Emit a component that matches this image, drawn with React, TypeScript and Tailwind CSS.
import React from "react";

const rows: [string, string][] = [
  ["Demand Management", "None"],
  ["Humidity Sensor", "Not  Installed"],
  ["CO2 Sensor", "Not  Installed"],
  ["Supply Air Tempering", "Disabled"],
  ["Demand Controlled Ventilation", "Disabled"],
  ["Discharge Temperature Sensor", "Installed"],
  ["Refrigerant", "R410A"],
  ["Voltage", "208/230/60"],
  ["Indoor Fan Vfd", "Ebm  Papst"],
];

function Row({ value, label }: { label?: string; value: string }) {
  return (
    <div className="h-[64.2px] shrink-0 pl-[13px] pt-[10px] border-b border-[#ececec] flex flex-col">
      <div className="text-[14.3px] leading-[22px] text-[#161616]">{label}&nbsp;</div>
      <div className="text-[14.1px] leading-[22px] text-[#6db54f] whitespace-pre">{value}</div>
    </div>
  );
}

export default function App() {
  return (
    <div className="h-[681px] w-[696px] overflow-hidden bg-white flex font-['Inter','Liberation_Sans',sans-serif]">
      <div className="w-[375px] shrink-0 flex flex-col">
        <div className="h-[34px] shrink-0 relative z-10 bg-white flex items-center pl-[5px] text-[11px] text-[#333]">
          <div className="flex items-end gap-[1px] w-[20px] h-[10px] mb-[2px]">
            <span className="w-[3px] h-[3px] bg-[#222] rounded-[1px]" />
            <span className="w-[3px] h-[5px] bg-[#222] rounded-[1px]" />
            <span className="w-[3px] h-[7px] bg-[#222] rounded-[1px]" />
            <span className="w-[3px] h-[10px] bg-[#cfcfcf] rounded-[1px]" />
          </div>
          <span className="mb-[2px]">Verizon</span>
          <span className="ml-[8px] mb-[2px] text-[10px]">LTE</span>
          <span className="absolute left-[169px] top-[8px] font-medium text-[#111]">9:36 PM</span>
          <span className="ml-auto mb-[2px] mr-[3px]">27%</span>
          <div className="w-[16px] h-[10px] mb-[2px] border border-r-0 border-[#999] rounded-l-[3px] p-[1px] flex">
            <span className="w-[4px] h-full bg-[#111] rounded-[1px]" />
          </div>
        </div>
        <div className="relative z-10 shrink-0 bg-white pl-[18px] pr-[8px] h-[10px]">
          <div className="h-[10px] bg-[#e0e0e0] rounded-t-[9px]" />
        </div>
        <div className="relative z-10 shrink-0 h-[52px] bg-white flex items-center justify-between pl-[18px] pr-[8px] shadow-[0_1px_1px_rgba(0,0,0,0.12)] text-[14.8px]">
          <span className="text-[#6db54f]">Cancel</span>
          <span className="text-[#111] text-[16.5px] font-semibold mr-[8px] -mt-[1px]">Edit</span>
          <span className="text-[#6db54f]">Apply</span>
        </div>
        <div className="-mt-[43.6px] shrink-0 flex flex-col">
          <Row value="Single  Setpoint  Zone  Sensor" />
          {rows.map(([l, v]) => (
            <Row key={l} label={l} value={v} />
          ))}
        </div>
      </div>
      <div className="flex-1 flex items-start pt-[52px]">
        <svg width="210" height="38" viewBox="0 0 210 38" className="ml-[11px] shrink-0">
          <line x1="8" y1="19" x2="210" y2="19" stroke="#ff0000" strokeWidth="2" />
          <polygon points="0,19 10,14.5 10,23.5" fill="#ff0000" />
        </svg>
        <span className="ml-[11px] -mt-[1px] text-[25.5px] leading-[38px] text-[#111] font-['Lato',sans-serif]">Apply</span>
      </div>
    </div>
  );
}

□ □ □ □ □

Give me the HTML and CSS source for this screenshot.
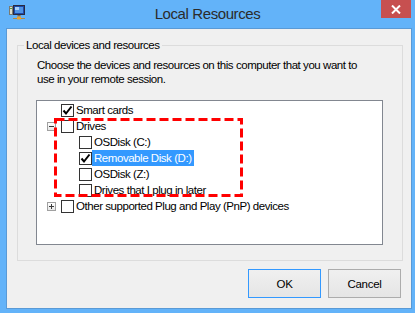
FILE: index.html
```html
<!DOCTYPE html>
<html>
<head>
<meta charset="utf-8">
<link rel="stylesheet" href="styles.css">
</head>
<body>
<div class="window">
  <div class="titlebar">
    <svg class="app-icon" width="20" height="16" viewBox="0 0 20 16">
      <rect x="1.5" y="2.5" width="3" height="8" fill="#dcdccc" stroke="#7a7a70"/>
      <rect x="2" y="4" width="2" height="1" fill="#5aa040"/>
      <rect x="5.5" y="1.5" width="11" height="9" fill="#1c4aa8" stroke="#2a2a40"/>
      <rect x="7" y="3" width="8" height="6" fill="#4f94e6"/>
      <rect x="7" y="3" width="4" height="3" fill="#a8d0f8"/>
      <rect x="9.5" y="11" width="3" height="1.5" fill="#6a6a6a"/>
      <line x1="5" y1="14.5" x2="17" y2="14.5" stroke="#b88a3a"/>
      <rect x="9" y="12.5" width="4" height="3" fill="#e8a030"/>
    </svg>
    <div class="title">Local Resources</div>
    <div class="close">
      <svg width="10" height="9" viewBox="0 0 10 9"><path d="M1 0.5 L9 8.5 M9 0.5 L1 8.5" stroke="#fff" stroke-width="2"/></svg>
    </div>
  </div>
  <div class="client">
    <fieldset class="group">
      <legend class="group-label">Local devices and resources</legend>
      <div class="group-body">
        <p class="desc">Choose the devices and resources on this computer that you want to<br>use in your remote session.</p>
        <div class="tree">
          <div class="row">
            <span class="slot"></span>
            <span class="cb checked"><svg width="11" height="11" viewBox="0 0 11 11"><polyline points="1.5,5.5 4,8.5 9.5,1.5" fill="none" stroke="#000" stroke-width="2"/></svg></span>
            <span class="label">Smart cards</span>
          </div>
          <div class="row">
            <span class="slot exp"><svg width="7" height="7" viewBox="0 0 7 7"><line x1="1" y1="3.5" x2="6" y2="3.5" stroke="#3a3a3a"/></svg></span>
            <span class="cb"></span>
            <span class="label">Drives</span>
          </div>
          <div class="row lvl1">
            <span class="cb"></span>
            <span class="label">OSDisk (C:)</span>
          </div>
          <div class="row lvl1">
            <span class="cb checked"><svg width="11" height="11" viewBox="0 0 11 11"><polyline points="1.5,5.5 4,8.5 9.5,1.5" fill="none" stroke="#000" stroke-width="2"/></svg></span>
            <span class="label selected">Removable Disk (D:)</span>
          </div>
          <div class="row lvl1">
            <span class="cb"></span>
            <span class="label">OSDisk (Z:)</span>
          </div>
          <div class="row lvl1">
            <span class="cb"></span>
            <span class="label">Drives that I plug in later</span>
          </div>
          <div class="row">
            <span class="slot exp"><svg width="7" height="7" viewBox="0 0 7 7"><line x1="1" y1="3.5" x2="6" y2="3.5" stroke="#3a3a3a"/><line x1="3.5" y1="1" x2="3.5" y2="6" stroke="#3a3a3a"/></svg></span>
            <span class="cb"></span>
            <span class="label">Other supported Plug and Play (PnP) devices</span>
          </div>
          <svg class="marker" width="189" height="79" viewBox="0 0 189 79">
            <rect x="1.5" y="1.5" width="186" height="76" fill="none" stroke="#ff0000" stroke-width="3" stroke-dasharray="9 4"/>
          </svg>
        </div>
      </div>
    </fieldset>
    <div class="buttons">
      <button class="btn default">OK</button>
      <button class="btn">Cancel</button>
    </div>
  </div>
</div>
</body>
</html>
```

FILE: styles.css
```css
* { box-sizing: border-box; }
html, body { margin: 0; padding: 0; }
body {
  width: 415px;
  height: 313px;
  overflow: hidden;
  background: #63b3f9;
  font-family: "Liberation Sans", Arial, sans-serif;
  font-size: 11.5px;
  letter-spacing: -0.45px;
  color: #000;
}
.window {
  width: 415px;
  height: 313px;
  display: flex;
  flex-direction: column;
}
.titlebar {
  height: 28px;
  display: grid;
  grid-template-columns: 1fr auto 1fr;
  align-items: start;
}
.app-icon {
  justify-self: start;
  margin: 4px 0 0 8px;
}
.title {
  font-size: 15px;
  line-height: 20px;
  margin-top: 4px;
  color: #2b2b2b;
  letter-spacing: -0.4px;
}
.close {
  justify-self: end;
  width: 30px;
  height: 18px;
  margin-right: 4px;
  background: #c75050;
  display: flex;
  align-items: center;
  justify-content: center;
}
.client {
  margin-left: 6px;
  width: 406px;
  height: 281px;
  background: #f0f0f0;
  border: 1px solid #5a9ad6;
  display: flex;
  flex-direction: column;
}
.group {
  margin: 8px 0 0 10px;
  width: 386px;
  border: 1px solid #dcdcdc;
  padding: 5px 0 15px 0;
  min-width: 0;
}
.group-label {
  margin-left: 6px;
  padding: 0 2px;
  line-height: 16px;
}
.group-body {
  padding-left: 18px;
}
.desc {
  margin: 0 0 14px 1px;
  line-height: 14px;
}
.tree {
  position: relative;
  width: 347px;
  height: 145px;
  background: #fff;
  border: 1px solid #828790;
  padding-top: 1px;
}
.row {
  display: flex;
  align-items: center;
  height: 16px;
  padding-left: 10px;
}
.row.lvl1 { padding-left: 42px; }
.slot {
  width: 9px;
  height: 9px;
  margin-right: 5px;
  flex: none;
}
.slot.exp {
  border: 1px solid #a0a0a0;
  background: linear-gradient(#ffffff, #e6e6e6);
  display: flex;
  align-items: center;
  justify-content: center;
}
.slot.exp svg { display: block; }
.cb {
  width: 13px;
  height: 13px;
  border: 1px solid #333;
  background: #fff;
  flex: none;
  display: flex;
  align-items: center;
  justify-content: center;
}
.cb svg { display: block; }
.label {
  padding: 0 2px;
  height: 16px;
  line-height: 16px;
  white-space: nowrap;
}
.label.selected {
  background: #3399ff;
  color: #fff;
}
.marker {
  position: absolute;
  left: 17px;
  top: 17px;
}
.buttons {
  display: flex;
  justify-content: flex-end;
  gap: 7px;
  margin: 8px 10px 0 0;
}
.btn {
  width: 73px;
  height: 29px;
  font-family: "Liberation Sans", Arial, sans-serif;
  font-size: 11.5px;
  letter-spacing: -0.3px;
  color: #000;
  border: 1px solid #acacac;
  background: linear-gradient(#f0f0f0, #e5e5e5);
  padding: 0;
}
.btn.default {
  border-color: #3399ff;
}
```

□ □ □ □ □

**The exercise**
Transcribe the records above exactly, beginning at the line that contains "Emit a component" and ending with the line that contains "import React from", both included, and nothing else.

**Solution**
Emit a component that matches this image, drawn with React, TypeScript and Tailwind CSS.
import React from "react";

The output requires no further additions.